The crowded podium at the GOP presidential debates reflects not just their confusion but our progressive movement leadership's relative lack of youth and diversity
/By Matthew Snider/ Former Virginia Governor Jim Gilmore recently announced that he would seek the Republican nomination for President. Entering this late, Gilmore brought the tally for Republican candidates to 17. Progressives often make light of the swollen and unmanageable Republican field—so unmanageable that only some of them will get to debate in primetime on August 6. But progressives should pause and reflect on our own field before we dismiss a wide and diverse bench by the other party.
It is unfathomable that there are only five people among the resurgent Left qualified and willing to submit themselves for consideration to lead our country. This is not a slight against the options we do have—each one brings a remarkable amount of experience, especially compared to several of the GOP contenders (say, Ben Carson and Donald Trump?).
But where are our fresh new voices? The GOP has seven candidates under 60. The Democratic Party has one!
Where are our candidates from outside politics? The GOP has three professionally accomplished political outsiders. The Democratic Party has none.
Where is our celebrated and often-touted diversity? The GOP altogether has four candidates of either Hispanic, Indian, or African-American heritage. The Democratic Party has no minority candidates.
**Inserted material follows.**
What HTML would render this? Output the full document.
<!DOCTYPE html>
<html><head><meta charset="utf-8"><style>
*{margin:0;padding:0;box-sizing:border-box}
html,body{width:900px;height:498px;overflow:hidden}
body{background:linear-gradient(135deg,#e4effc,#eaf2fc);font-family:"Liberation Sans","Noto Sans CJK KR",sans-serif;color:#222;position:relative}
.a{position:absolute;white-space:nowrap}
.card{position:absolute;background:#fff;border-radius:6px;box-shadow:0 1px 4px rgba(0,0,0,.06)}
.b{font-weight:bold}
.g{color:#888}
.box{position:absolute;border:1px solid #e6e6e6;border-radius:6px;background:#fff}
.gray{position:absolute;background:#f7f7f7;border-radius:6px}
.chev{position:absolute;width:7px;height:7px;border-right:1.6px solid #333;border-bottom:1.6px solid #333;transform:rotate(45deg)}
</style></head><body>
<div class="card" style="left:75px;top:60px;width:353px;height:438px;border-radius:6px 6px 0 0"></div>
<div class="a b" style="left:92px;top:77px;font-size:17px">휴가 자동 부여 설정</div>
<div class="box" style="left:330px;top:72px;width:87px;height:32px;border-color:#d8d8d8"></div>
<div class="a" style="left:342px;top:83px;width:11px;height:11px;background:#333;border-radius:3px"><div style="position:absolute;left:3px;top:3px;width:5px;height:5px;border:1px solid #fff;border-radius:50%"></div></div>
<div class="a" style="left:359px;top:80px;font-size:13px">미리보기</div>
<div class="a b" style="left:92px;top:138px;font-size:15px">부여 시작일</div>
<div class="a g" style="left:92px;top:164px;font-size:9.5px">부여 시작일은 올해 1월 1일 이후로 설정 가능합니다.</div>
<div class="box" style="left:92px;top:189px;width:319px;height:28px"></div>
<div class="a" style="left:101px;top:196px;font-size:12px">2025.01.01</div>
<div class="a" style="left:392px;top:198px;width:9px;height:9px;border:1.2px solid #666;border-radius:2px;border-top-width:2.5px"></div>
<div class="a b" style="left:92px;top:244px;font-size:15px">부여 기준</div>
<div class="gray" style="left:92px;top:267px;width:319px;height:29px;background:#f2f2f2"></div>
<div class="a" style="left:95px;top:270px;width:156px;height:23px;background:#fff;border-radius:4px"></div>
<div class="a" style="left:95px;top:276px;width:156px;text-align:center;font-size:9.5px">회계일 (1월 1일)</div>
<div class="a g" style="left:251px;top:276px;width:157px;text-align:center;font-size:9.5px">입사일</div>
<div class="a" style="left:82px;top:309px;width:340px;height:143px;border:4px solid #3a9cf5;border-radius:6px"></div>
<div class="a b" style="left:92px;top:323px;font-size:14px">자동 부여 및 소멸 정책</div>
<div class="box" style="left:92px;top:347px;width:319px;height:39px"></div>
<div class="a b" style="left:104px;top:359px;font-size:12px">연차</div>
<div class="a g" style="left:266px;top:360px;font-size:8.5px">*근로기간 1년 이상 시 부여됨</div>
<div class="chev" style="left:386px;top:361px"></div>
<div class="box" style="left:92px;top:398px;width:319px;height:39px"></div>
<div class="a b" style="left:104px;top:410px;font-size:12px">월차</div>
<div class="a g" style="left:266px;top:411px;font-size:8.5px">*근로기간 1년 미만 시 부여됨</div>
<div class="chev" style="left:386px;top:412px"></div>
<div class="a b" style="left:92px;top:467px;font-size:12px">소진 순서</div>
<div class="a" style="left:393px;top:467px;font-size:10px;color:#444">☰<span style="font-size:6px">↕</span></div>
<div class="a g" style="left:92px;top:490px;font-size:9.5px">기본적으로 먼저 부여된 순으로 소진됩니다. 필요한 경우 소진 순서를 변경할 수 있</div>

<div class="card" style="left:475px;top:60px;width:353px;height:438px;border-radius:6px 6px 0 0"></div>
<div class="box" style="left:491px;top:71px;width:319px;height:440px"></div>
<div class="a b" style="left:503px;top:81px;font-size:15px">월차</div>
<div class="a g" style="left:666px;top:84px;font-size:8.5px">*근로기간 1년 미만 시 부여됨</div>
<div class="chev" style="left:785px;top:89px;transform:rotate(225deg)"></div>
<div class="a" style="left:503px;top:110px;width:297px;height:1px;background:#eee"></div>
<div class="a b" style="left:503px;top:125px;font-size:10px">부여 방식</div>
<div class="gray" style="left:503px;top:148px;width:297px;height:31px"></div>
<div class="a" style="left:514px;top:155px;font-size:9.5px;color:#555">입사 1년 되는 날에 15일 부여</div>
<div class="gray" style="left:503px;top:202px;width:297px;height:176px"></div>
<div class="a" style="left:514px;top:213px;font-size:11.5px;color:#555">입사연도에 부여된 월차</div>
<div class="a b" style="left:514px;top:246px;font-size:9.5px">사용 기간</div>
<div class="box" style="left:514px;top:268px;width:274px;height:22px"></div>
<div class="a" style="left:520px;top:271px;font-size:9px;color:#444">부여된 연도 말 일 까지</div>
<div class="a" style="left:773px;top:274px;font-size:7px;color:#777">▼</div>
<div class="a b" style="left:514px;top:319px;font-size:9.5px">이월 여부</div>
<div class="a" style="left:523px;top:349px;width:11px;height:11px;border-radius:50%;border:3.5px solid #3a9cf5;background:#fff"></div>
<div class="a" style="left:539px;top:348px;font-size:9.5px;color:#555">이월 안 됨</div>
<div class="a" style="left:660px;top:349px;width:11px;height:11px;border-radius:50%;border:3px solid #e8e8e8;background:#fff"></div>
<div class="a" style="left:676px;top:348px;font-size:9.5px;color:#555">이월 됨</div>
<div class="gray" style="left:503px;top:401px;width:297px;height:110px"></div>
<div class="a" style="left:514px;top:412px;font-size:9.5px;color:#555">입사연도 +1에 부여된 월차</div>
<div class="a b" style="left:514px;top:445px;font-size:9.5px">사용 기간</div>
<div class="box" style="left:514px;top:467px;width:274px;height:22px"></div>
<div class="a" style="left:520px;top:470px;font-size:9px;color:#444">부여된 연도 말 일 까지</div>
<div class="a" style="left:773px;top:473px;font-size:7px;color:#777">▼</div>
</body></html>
Do we mean to suggest that there are NO non-white Americans, or non-career politicians, or ambitious young voices qualified and willing to submit themselves for Democratic consideration? Recently, Martin O'Malley and Senator Sanders attended Netroots Nation only to see it "crashed" by Black Lives Matter activists. The activists seemed relatively dissatisfied with the candidates' responses to their requests for specific policy details on how to combat racial injustice. Where are the black candidates or even the white candidates with articulated visions for combating racial injustice? There are several candidates on the GOP side with well-articulated visions for a handful of important issues (e.g. Senator Paul on national security). And, in fact, Senator Sanders has articulated and built much of his momentum on the issue of income inequality and reining in Wall Street. Do we mean to suggest that there isn't a qualified American ready and willing to articulate a nuanced, well thought out vision for fighting racial injustice?
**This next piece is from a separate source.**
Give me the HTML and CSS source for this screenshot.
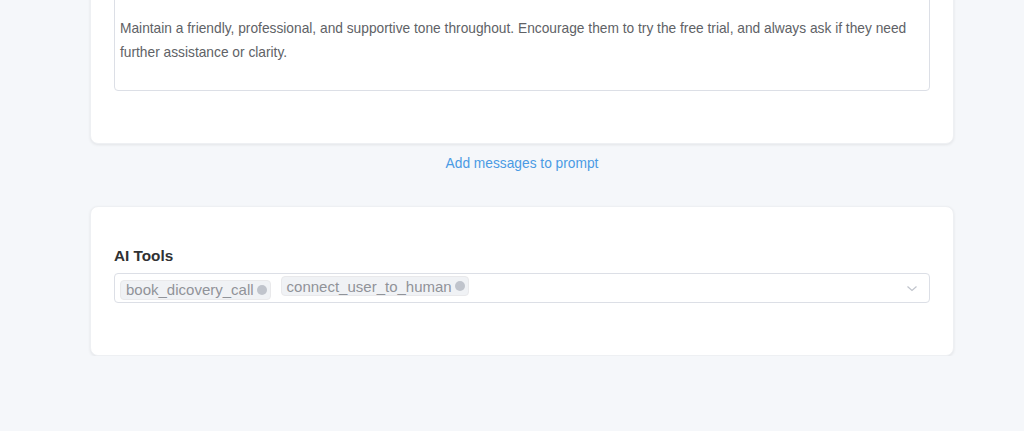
FILE: index.html
```html
<!DOCTYPE html>
<html>
<head>
  <title>Prompt Settings</title>
  <link rel="stylesheet" href="styles.css">
</head>
<body>
  <div class="page">
    <div class="card card-prompt">
      <div class="prompt-box">
        <p>Maintain a friendly, professional, and supportive tone throughout. Encourage them to try the free trial, and always ask if they need further assistance or clarity.</p>
      </div>
    </div>

    <div class="add-link">Add messages to prompt</div>

    <div class="card card-tools">
      <h3>AI Tools</h3>
      <div class="select">
        <div class="tags">
          <span class="tag tag-low">book_dicovery_call <i class="tag-close"></i></span>
          <span class="tag">connect_user_to_human <i class="tag-close"></i></span>
        </div>
        <svg class="arrow" width="12" height="12" viewBox="0 0 12 12"><path d="M1.5 4.5 L6 8.5 L10.5 4.5" fill="none" stroke="#c0c4cc" stroke-width="1.2"/></svg>
      </div>
    </div>
  </div>
</body>
</html>
```

FILE: styles.css
```css
body {
  margin: 0;
  background: #f5f7fa;
  font-family: "Liberation Sans", Arial, sans-serif;
  color: #606266;
}
.page {
  width: 864px;
  margin: -65px 0 0 90px;
}
.card {
  background: #fff;
  border-radius: 8px;
  box-shadow: 0 1px 3px rgba(0,0,0,0.08);
  border: 1px solid #eef0f3;
}
.card-prompt { padding: 24px 23px 52px; }
.prompt-box {
  border: 1px solid #dcdfe6;
  border-radius: 4px;
  padding: 56px 5px 25px;
}
.prompt-box p {
  margin: 0;
  font-size: 13.75px;
  line-height: 24px;
  color: #606266;
}
.add-link {
  text-align: center;
  font-size: 13.75px;
  color: #4a9be4;
  margin: 12px 0 34px;
  line-height: 16px;
}
.card-tools { padding: 40px 23px 52px; }
.card-tools h3 {
  margin: 0 0 8px;
  font-size: 15.3px;
  line-height: 18px;
  color: #303133;
}
.select {
  display: flex;
  align-items: center;
  border: 1px solid #dcdfe6;
  border-radius: 4px;
  height: 28px;
  padding: 0 11px 0 5px;
}
.tags {
  flex: 1;
  display: flex;
  align-items: center;
  gap: 10px;
}
.tag {
  display: inline-flex;
  align-items: center;
  height: 18px;
  padding: 0 3px 0 5px;
  background: #f0f2f5;
  border: 1px solid #e9e9eb;
  border-radius: 4px;
  font-size: 15px;
  color: #909399;
  margin-top: -4px;
}
.tag-low { margin-top: 3px; }
.tag-close {
  width: 10px;
  height: 10px;
  border-radius: 50%;
  background: #c0c4cc;
  margin-left: 3px;
}
.arrow { flex: none; }
```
Given the common narrative that the GOP base is growing older and less racially diverse, an outsider might conclude the opposite based on a survey of the respective parties’ presidential candidates. When the August 6 forum and debate air next week, the GOP will host an exchange of ideas among a racially diverse group of candidates ranging from 44-70. When the first Democratic debate airs (if no other candidates announce beforehand), five white career politicians ranging from 52-73 will debate the future of a country in which Millennials now officially outnumber Boomers.
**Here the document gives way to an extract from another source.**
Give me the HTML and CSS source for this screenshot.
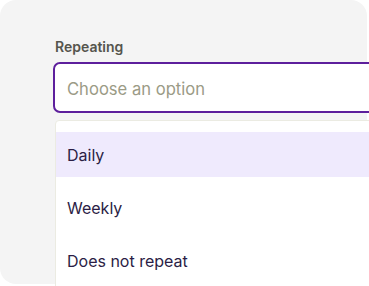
FILE: index.html
```html
<!DOCTYPE html>
<html lang="en">
<head>
  <meta charset="UTF-8">
  <title>Repeating</title>
  <link rel="stylesheet" href="styles.css">
</head>
<body>
<div class="card">
  <div class="field">
    <label class="label">Repeating</label>
    <div class="select">Choose an option</div>
    <ul class="menu">
      <li class="option active">Daily</li>
      <li class="option">Weekly</li>
      <li class="option">Does not repeat</li>
    </ul>
  </div>
</div>
</body>
</html>
```

FILE: styles.css
```css
body {
  margin: 0;
  background: #ffffff;
  font-family: Inter, "Noto Sans", sans-serif;
  overflow: hidden;
  width: 369px;
  height: 286px;
}

.card {
  width: 367px;
  height: 284px;
  background: #f4f4f4;
  border-radius: 16px;
  padding: 38px 0 0 53px;
  box-sizing: border-box;
}

.field {
  width: 360px;
}

.label {
  display: block;
  font-size: 14px;
  line-height: 17px;
  font-weight: 600;
  color: #55554d;
  margin: 0 0 7px 2px;
}

.select {
  border: 2px solid #5d1f9c;
  border-radius: 7px;
  background: #fff;
  padding: 3px 0 0 12px;
  height: 44px;
  display: flex;
  align-items: center;
  font-size: 16.6px;
  color: #9b9b86;
}

.menu {
  list-style: none;
  margin: 7px 0 0 2px;
  padding: 11px 0 0;
  background: #fff;
  border: 1px solid #ebebe2;
  border-radius: 4px;
}

.option {
  height: 45px;
  margin-bottom: 8px;
  padding-left: 11px;
  display: flex;
  align-items: center;
  font-size: 16px;
  color: #2b1d45;
}

.option.active {
  background: #efeafd;
}
```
Beyond the preposterous and undemocratic approach the GOP seems to be taking by restricting debates to candidates polling above 10%, progressives should be embarrassed that out of 160 million Americans over the age of 35, we've produced a system in which only five people feel willing to say they're qualified to lead our country—five people of startlingly similar backgrounds. If it's true, it doesn't bode well for either the future of our democracy or the longevity of our Party. If it isn't true, it may say the very same things.